Aber eben: Es gibt auch Schwächen. Michel Zeiter, Vize-Bandengeneral bei den Lakers, wohnte dem finalen Schauspiel als Beobachter bei. Eine seiner Schlussfolgerungen: «Hinten sind die Langnauer verwundbar.» Man werde deshalb am Donnerstag wohl mit zwei ausländischen Stürmern antreten. «Es wäre ein Fehlentscheid, als A-Klub zu Hause gegen Langnau hinten reinzustehen.» Ein vorwitziger Zaungast konterte diese Analyse mit der Feststellung, die defensive Verwundbarkeit treffe wohl auch auf die Lakers zu – und Zeiter mochte nicht widersprechen.
Aber wo der ehemalige ZSC-Kultstürmer Recht hat, da hat er Recht. Die grosse Schwäche der Langnauer ist die Defensive. Das feuerspeiende offensive Löwenhaupt hat nur den defensiven Leib einer mageren Ziege. Eher schwach auf den Beinen und beim Verteidigen des Tores existenziell auf die Mithilfe der Stürmer angewiesen.
Und der unkonventionelle Torhüter-Stilist Damiano Ciaccio kann zwar die unmöglichsten Dinger halten. Aber er ist nicht gegen haltbare Treffer gefeit. Immerhin hat er im siebten Spiel unter maximalem Erwartungsdruck nicht versagt. Vielleicht doch ein Hinweis, dass er mental robust genug ist, um die Langnauer in die NLA zu bringen.
Zeiters Respekt ist gross
Und dann ist ja auch noch die kurze Zündschnur von Chris DiDomenico. Frage deshalb an Michel Zeiter: Welcher Spieler der Lakers wird am Donnerstag den Auftrag haben, den Kanadier zu provozieren? Seine Antwort, kurz und bündig. «Alle.»

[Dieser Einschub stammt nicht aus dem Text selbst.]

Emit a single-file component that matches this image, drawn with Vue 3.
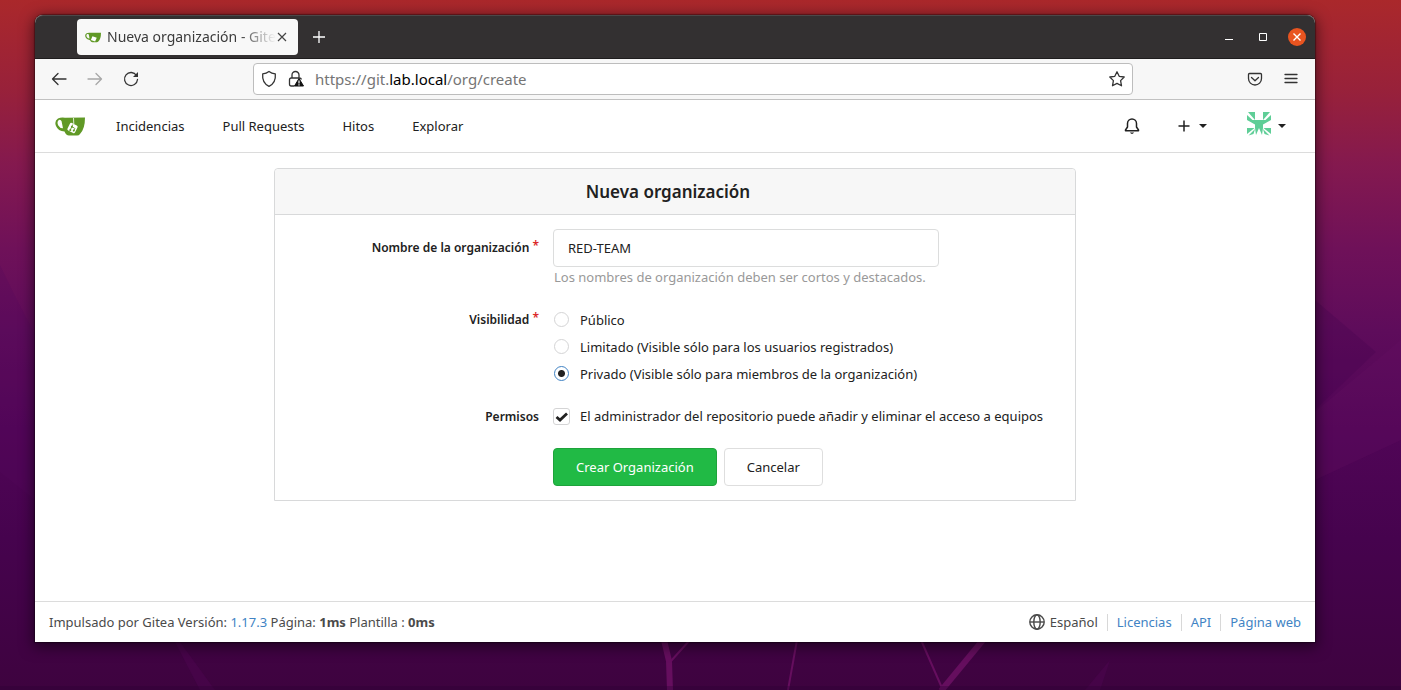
<script setup>
import { ref } from 'vue'

const navLinks = ['Incidencias', 'Pull Requests', 'Hitos', 'Explorar']
const footerLinks = ['Licencias', 'API', 'Página web']
const orgName = ref('RED-TEAM')
const visibility = ref('private')
const adminAccess = ref(true)
const visibilityOptions = [
  { value: 'public', label: 'Público' },
  { value: 'limited', label: 'Limitado (Visible sólo para los usuarios registrados)' },
  { value: 'private', label: 'Privado (Visible sólo para miembros de la organización)' },
]
</script>

<template>
  <div class="desktop">
    <svg class="wallpaper" viewBox="0 0 1401 690" preserveAspectRatio="none" aria-hidden="true">
      <path d="M0 265L14 294L35 335V500L0 472Z" fill="#52065a" opacity=".25" />
      <path d="M1315 300L1376 352L1315 410Z" fill="#450450" opacity=".3" />
      <path d="M1401 340L1315 412V480L1401 440Z" fill="#6b1065" opacity=".22" />
      <path d="M175 642L200 690H215L180 642ZM1110 660L1085 690H1100Z" fill="#5a0860" opacity=".25" />
      <g stroke="#650e5e" fill="none">
        <path d="M664 640L669 661L670 690" stroke-width="6" />
        <path d="M671 661L689 641M797 640L788 690M921 640L942 688" stroke-width="2" />
        <path d="M983 640L941 691" stroke-width="6" />
      </g>
      <path d="M0 688H1401" stroke="#2c0234" stroke-width="4" opacity=".35" />
    </svg>

    <div class="window">
      <header class="titlebar">
        <div class="tab">
          <svg class="favicon" viewBox="0 0 30 19" aria-hidden="true">
            <path d="M3 1.500Q6 0 10 .7L30 .5Q30 12 25 17Q24 18.500 22 18.500H14Q11 18.500 9.500 14.500Q3 14 1 9Q-1 4 3 1.500ZM4 3Q1.500 5 3.500 8.500Q5 11.500 8.500 11.500L7 3.500Q5 2.500 4 3Z" fill="#609926" fill-rule="evenodd" />
            <path d="M14 7L22 10L19 17L11 14Z" fill="#fff" />
          </svg>
          <span class="tab-title">Nueva organización - Gitea</span>
          <button class="plain tab-close" aria-label="Cerrar pestaña">
            <svg width="10" height="10" viewBox="0 0 10 10"><path d="M1 1L9 9M9 1L1 9" stroke="#444" stroke-width="1.200" /></svg>
          </button>
        </div>
        <button class="plain new-tab" aria-label="Nueva pestaña">
          <svg width="12" height="12" viewBox="0 0 12 12"><path d="M6 0V12M0 6H12" stroke="#fff" stroke-width="1.300" /></svg>
        </button>
        <div class="window-controls">
          <button class="plain" aria-label="Minimizar">
            <svg width="18" height="18" viewBox="0 0 18 18"><path d="M5 11.500H13" stroke="#fff" /></svg>
          </button>
          <button class="plain" aria-label="Maximizar">
            <svg width="18" height="18" viewBox="0 0 18 18"><path d="M5.500 5.500H12.500V12.500H5.500Z" stroke="#fff" fill="none" /></svg>
          </button>
          <button class="plain" aria-label="Cerrar">
            <svg width="18" height="18" viewBox="0 0 18 18"><circle cx="9" cy="9" r="9" fill="#e95420" /><path d="M5.500 5.500L12.500 12.500M12.500 5.500L5.500 12.500" stroke="#fff" stroke-width="1.400" /></svg>
          </button>
        </div>
      </header>

      <div class="toolbar">
        <div class="history">
          <button class="plain" aria-label="Atrás">
            <svg width="16" height="16" viewBox="0 0 16 16"><path d="M15 8H1.500M7 2.500L1.500 8L7 13.500" class="line" /></svg>
          </button>
          <button class="plain dim" aria-label="Adelante">
            <svg width="16" height="16" viewBox="0 0 16 16"><path d="M1 8H14.500M9 2.500L14.500 8L9 13.500" class="line" /></svg>
          </button>
          <button class="plain" aria-label="Recargar">
            <svg width="16" height="16" viewBox="0 0 16 16"><path d="M13.500 4.500A6.500 6.500 0 1 0 14.500 8.500" class="line" /><path d="M15 1V6H10Z" fill="#333" /></svg>
          </button>
        </div>
        <div class="address">
          <svg width="16" height="18" viewBox="0 0 16 18" aria-hidden="true"><path d="M8 1.500C6 3 4 3.600 1.700 3.900C1.200 9 3 14 8 16.300C13 14 14.800 9 14.300 3.900C12 3.600 10 3 8 1.500Z" class="line" /></svg>
          <svg width="16" height="18" viewBox="0 0 16 18" aria-hidden="true"><path d="M4 8V5A3.500 3.500 0 0 1 11 5V8M6 16H3.200Q1.500 16 1.500 14.300V9.700Q1.500 8 3.200 8H11.500Q13 8 13.200 9" class="line" /><path d="M11 8.500L15.500 16H6.500Z" fill="#111" stroke="#111" stroke-linejoin="round" /><path d="M11 10.500V13.500M11 14.300V15.500" stroke="#fff" stroke-width="1.200" /></svg>
          <div class="url">https://git.<b>lab.local</b>/org/create</div>
          <button class="plain" aria-label="Añadir a marcadores">
            <svg width="16" height="16" viewBox="0 0 16 16"><path d="M8 .8L10.200 5.300L15.200 6L11.600 9.600L12.500 14.800L8 12.400L3.500 14.800L4.400 9.600L.8 6L5.800 5.300Z" class="line" /></svg>
          </button>
        </div>
        <div class="tools">
          <button class="plain" aria-label="Guardar en Pocket">
            <svg width="16" height="16" viewBox="0 0 16 16"><path d="M2.500 2.500H13.500Q14.500 2.500 14.500 3.500V7.500A6.500 6.500 0 0 1 1.500 7.500V3.500Q1.500 2.500 2.500 2.500ZM4.500 6.500L8 9.800L11.500 6.500" class="line" /></svg>
          </button>
          <button class="plain" aria-label="Menú">
            <svg width="14" height="16" viewBox="0 0 14 16"><path d="M1 3.500H13M1 7.500H13M1 11.500H13" class="line" /></svg>
          </button>
        </div>
      </div>

      <nav class="site-nav">
        <a href="#" class="brand" aria-label="Inicio">
          <svg width="30" height="22" viewBox="0 -2 30 22">
            <path d="M3 1.500Q6 0 10 .7L30 .5Q30 12 25 17Q24 18.500 22 18.500H14Q11 18.500 9.500 14.500Q3 14 1 9Q-1 4 3 1.500ZM3.800 3Q1.500 5 3.300 8.500Q4.800 11.300 8 11.300L6.500 4Q5 2.300 3.800 3Z" fill="#609926" fill-rule="evenodd" />
            <path d="M18.500 1L18.800 7" stroke="#fff" fill="none" stroke-width=".8" />
            <rect x="13.300" y="6.800" width="8.400" height="8.400" rx="1.500" fill="#fff" transform="rotate(26 17.500 11)" />
            <path d="M17.800 7.500L14.900 13.800M16.800 9.800L19.400 11Q20 11.300 19.600 12.100L18.500 14.300" stroke="#609926" stroke-width=".9" fill="none" />
            <circle cx="16.900" cy="9.700" r="1" fill="#609926" /><circle cx="15.300" cy="13" r="1" fill="#609926" /><circle cx="18.800" cy="13.600" r="1" fill="#609926" />
          </svg>
        </a>
        <a v-for="link in navLinks" :key="link" href="#" class="nav-link">{{ link }}</a>
        <div class="nav-right">
          <button class="plain" aria-label="Notificaciones">
            <svg width="16" height="18" viewBox="0 0 16 18"><path d="M3.500 10V6.500A4.500 4.500 0 0 1 12.500 6.500V10L14.500 13V13.700H1.500V13Z" fill="none" stroke="#212121" stroke-width="1.500" stroke-linejoin="round" /><path d="M5.800 15.500H10.200Q8 18.300 5.800 15.500Z" fill="#212121" /></svg>
          </button>
          <button class="plain menu" aria-label="Crear">
            <svg width="12" height="12" viewBox="0 0 12 12"><path d="M6 .5V11.500M.5 6H11.500" stroke="#212121" stroke-width="1.500" /></svg>
            <svg width="8" height="4" viewBox="0 0 8 4"><path d="M0 0H8L4 4Z" fill="#212121" /></svg>
          </button>
          <button class="plain menu user" aria-label="Perfil">
            <svg width="24" height="28" viewBox="0 0 24 28"><path fill="#5fce97" d="M1 0H8V8ZM23 0H16V8ZM0 3L5.500 8H0ZM24 3L18.500 8H24ZM0 8H24L16 12.500V16L15 23L12 16L9 23L8 16V12.500ZM0 16H7.500L0 22ZM24 16H16.500L24 22ZM1.500 23.500L8 17L6.500 22ZM22.500 23.500L16 17L17.500 22Z" /></svg>
            <svg width="8" height="4" viewBox="0 0 8 4"><path d="M0 0H8L4 4Z" fill="#212121" /></svg>
          </button>
        </div>
      </nav>

      <main class="content">
        <form class="card" @submit.prevent>
          <h1 class="card-title">Nueva organización</h1>
          <div class="fields">
            <div class="row">
              <label class="label name-label" for="org-name">Nombre de la organización <span class="star">*</span></label>
              <div class="control">
                <input id="org-name" v-model="orgName" class="text-input" type="text" required />
                <p class="help">Los nombres de organización deben ser cortos y destacados.</p>
              </div>
            </div>
            <div class="row" role="radiogroup" aria-labelledby="visibility-label">
              <span id="visibility-label" class="label">Visibilidad <span class="star">*</span></span>
              <div class="control">
                <label v-for="option in visibilityOptions" :key="option.value" class="choice">
                  <input v-model="visibility" class="radio" type="radio" name="visibility" :value="option.value" />
                  {{ option.label }}
                </label>
              </div>
            </div>
            <div class="row">
              <span class="label">Permisos</span>
              <label class="choice single control">
                <span class="check-wrap">
                  <input v-model="adminAccess" class="check" type="checkbox" />
                  <svg v-if="adminAccess" class="tick" viewBox="0 0 17 17" aria-hidden="true"><path d="M3.500 9L7 12L14 5.500" stroke="#212121" stroke-width="2.800" fill="none" /></svg>
                </span>
                El administrador del repositorio puede añadir y eliminar el acceso a equipos
              </label>
            </div>
            <div class="row">
              <span class="label"></span>
              <div class="actions">
                <button class="button primary" type="submit">Crear Organización</button>
                <button class="button" type="button">Cancelar</button>
              </div>
            </div>
          </div>
        </form>
      </main>

      <footer class="footer">
        <div>Impulsado por Gitea Versión: <a href="#">1.17.3</a> Página: <b>1ms</b> Plantilla : <b>0ms</b></div>
        <div class="footer-right">
          <button class="plain language">
            <svg width="16" height="16" viewBox="0 0 16 16" aria-hidden="true"><g fill="none" stroke="#4a4a4a" stroke-width="1.400"><circle cx="8" cy="8" r="7.200" /><ellipse cx="8" cy="8" rx="3.200" ry="7.200" /><path d="M1 8H15" /></g></svg>
            Español
          </button>
          <a v-for="link in footerLinks" :key="link" href="#">{{ link }}</a>
        </div>
      </footer>
    </div>
  </div>
</template>

<style>
body {
  margin: 0;
}
</style>

<style scoped>
* {
  box-sizing: border-box;
}
.desktop {
  position: relative;
  display: flex;
  min-height: 100vh;
  padding: 15px 86px 48px 35px;
  overflow: hidden;
  background: linear-gradient(#aa282b 0%, #98213a 13%, #84194f 24%, #6f1159 36%, #5e0c5b 48%, #510557 62%, #46034e 78%, #3e033f 100%);
  font-family: "Noto Sans", sans-serif;
  font-size: 13px;
  line-height: 20px;
  color: #212121;
}
.wallpaper {
  position: absolute;
  inset: 0;
  width: 100%;
  height: 100%;
}
.window {
  position: relative;
  display: flex;
  flex: 1;
  flex-direction: column;
  min-width: 0;
  background: #fff;
  border-radius: 8px 8px 0 0;
  box-shadow: 0 0 1px 1px rgba(0, 0, 0, .35), 0 3px 14px 2px rgba(0, 0, 0, .5);
}
.plain {
  display: flex;
  align-items: center;
  padding: 0;
  border: 0;
  background: none;
  color: inherit;
  font: inherit;
  cursor: pointer;
}
a {
  color: #4183c4;
  text-decoration: none;
}
.line {
  fill: none;
  stroke: #333;
  stroke-width: 1.3;
  stroke-linejoin: round;
  stroke-linecap: round;
}
.titlebar {
  display: flex;
  align-items: center;
  height: 44px;
  padding: 0 9px 0 42px;
  border-top: 1px solid #4b4849;
  border-bottom: 1px solid #1f1d1e;
  border-radius: 8px 8px 0 0;
  background: #333031;
}
.tab {
  display: flex;
  align-items: center;
  width: 221px;
  height: 36px;
  padding: 0 11px 0 8px;
  border-radius: 4px;
  background: #f8f8f8;
}
.favicon {
  flex: none;
  width: 16px;
  height: 11px;
}
.tab-title {
  flex: 1;
  overflow: hidden;
  margin: 0 1px 0 6px;
  white-space: nowrap;
  font-size: 14px;
  color: #3b3b3b;
  mask-image: linear-gradient(to right, #000 78%, transparent);
}
.tab-close {
  flex: none;
}
.new-tab {
  margin-left: 15px;
}
.window-controls {
  display: flex;
  gap: 16px;
  margin-left: auto;
}
.toolbar {
  display: flex;
  align-items: center;
  height: 41px;
  padding: 0 17px 0 16px;
  border-bottom: 1px solid #c1c1c1;
  background: #f7f7f7;
}
.history {
  display: flex;
  flex: 1;
  gap: 20px;
}
.dim {
  opacity: .4;
}
.address {
  display: flex;
  flex: 0 1 880px;
  align-items: center;
  gap: 11px;
  height: 32px;
  padding: 0 7px;
  border: 1px solid #bdbdbd;
  border-radius: 4px;
  background: #fff;
}
.url {
  flex: 1;
  font-size: 15px;
  color: #757575;
}
.url b {
  font-weight: 400;
  color: #000;
}
.tools {
  display: flex;
  flex: 0 1 165px;
  justify-content: flex-end;
  gap: 21px;
}
.site-nav {
  display: flex;
  align-items: center;
  gap: 38px;
  height: 53px;
  padding: 0 29px 0 20px;
  border-bottom: 1px solid #dcdcdc;
}
.brand {
  display: flex;
  margin-right: -7px;
}
.nav-link {
  color: #212121;
}
.nav-right {
  display: flex;
  align-items: center;
  margin-left: auto;
}
.menu {
  gap: 9px;
  margin-left: 38px;
}
.user {
  margin-left: 40px;
  gap: 7px;
}
.content {
  flex: 1;
  padding: 15px 14px 60px;
}
.card {
  max-width: 802px;
  margin: 0 auto;
  border: 1px solid #d8d9da;
  border-radius: 4px 4px 0 0;
}
.card-title {
  margin: 0;
  padding: 10px 28px 10px 14px;
  border-bottom: 1px solid #d8d9da;
  border-radius: 4px 4px 0 0;
  background: #f7f7f7;
  font-size: 17px;
  font-weight: 600;
  line-height: 25px;
  text-align: center;
}
.fields {
  display: flex;
  flex-direction: column;
  gap: 18px;
  padding: 14px 0;
}
.row {
  display: flex;
  gap: 14px;
}
.label {
  flex: 0 0 33%;
  padding-top: 2px;
  text-align: right;
  font-size: 12px;
  font-weight: 600;
}
.name-label {
  padding-top: 7px;
}
.star {
  color: #db2828;
  vertical-align: 2px;
}
.control {
  flex: 1;
}
.text-input {
  display: block;
  width: 386px;
  max-width: 100%;
  height: 38px;
  padding: 0 14px;
  border: 1px solid #dcdddd;
  border-radius: 4px;
  background: #fff;
  color: #212121;
  font: inherit;
}
.help {
  margin: 0;
  padding-left: 1px;
  line-height: 21px;
  color: #999;
}
.choice {
  display: flex;
  align-items: center;
  gap: 10px;
  min-height: 27px;
}
.single {
  min-height: 22px;
}
.radio,
.check {
  display: block;
  flex: none;
  margin: 0;
  appearance: none;
  border: 1px solid #d4d4d5;
  background: #fff;
}
.radio {
  width: 15px;
  height: 15px;
  margin: 0 1px;
  border-radius: 50%;
}
.radio:checked {
  border-color: #4183c4;
  background: radial-gradient(circle, #212121 3px, #fff 4px);
}
.check-wrap {
  position: relative;
}
.check {
  width: 17px;
  height: 17px;
  border-radius: 3px;
}
.tick {
  position: absolute;
  inset: 0;
  pointer-events: none;
}
.actions {
  display: flex;
  gap: 7px;
  padding-top: 3px;
}
.button {
  height: 38px;
  padding: 0 22px;
  border: 1px solid #dedede;
  border-radius: 4px;
  background: #fff;
  color: #212121;
  font: inherit;
}
.primary {
  border-color: #1ea33b;
  background: #21ba45;
  color: #fff;
}
.footer {
  display: flex;
  align-items: center;
  justify-content: space-between;
  min-height: 41px;
  padding: 0 14px;
  border-top: 1px solid #dcdcdc;
  color: #4a4a4a;
}
.footer-right {
  display: flex;
}
.footer-right a {
  margin-left: 9px;
  padding-left: 9px;
  border-left: 1px solid #d8d8d8;
  line-height: 17px;
}
.language {
  gap: 5px;
  line-height: 17px;
}
</style>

Die Frage ist allerdings: Werden wir am Donnerstag zum Auftakt in der Diners Club Arena böse, einschüchternde oder eher verzweifelte Lakers sehen? Michel Zeiter ist sich seiner Sache nicht ganz sicher. Er sagt: «Wir müssen viel disziplinierter spielen als in den Playouts gegen Ambri.» Es dürfe nicht mehr vorkommen, dass einer so ausraste wie Nicklas Danielsson im letzten Spiel. Er lasse auch keine Kritik an den Schiedsrichtern gelten. «Es mag sein, dass dieses oder jenes Foul von Ambri nicht gepfiffen worden ist. Aber alle Strafen gegen uns waren korrekt. Wir sind selber schuld.»
Michel Zeiter ist nach seiner Entlassung als Cheftrainer in Visp am 9. Dezember 2013 bei den Lakers Assistent von Anders Eldebrink geworden. Er kennt die NLB bestens und ahnt, dass es schwierig wird. «Als NLA-Team sind wir schneller und robuster. Aber das Niveau dieses NLB-Finals war gut und die NLB-Spitzenteams spielen inzwischen mit einer höheren Intensität als noch vor zwei, drei Jahren.»
Lahme Gäule statt Pegasus bei den Lakers
Eine wichtige Frage auch: Gelingt es den Langauern bis zur ersten Partie am Donnerstag in Rapperswil-Jona wieder «nachzuladen»? Die Spannung wieder aufzubauen? Der NLB-Titel ist ein grosser Triumph und doch nur ein Etappenziel auf dem Weg zurück in die höchste Liga. Sandro Moggi sagt, das sei möglich: «Wir sind uns bewusst, dass es weitergeht und haben uns auf diese Situation eingestellt. Wir gönnen uns nicht mehr als eine halbe Stunde zum Feiern und dann beginnt bereits die Konzentration auf das Spiel am Donnerstag.»
Wenn wir schon die Langnauer mit dem Fabelwesen Chimäre vergleichen, so wollen wir doch nachsehen, ob wir in der griechischen Sagenwelt auch die Antwort auf die Frage finden, wie die Chimäre besiegt werden kann.
Es ist nur möglich, die Chimäre mit Hilfe des fliegenden Pferdes Pegasus zu besiegen. Also ist es hilfreich, die Kaderliste der Lakers hervorzukramen und nachzusehen, ob wir darauf einen Flügel oder Center finden, der uns spontan an ein fliegendes Pferd denken lässt. Aber die Schweizer Stürmer mahnen irgendwie eher an, na ja, lahme Gäule.